Il credente resta una persona vulnerabile come tutti sul piano fisico, ma ha da Dio la promessa della salvezza eterna sul piano spirituale. Gesù prospetta al cristiano l’eroismo della fede, ma lo rassicura con la certezza che nessuno può togliergli il paradiso: “Non abbiate paura di quelli che uccidono il corpo, ma non hanno potere di uccidere l’anima” (v. 28). Solo Dio ha potere di condannare all’inferno, che Gesù designa come “la Geenna”. Il nome indica la valle di Gerusalemme dove si bruciavano le immondizie e si compivano sacrifici cruenti al dio Molok; provocava perciò negli abitanti di Gerusalemme disgusto e orrore. Il giudizio di Dio non toccherà i credenti impegnati nel testimoniare la propria fede, perché su di loro veglia amorosa la Provvidenza divina.

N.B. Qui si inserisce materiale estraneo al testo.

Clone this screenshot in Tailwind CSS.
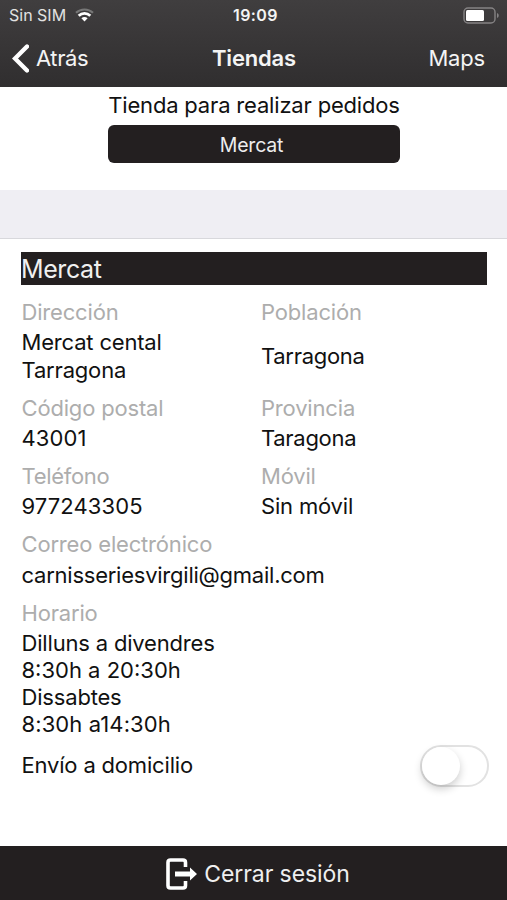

È vero, i cristiani restano vulnerabili come i passeri venduti per pochi spiccioli sul mercato; possono essere stimati gente di poco valore dal mondo, ma sono preziosi e amati agli occhi di Dio che li prende delicatamente e affettuosamente in mano. Possono essere visti come i capelli del capo che cadono ad uno ad uno con gli anni, ma Dio ha cura di loro perché non vuole che il mondo resti calvo; sarebbe brutto ai suoi occhi. Un mondo senza testimonianza cristiana sarebbe un mondo senza luce e senza sapore, un mondo senza vita e senza giovinezza.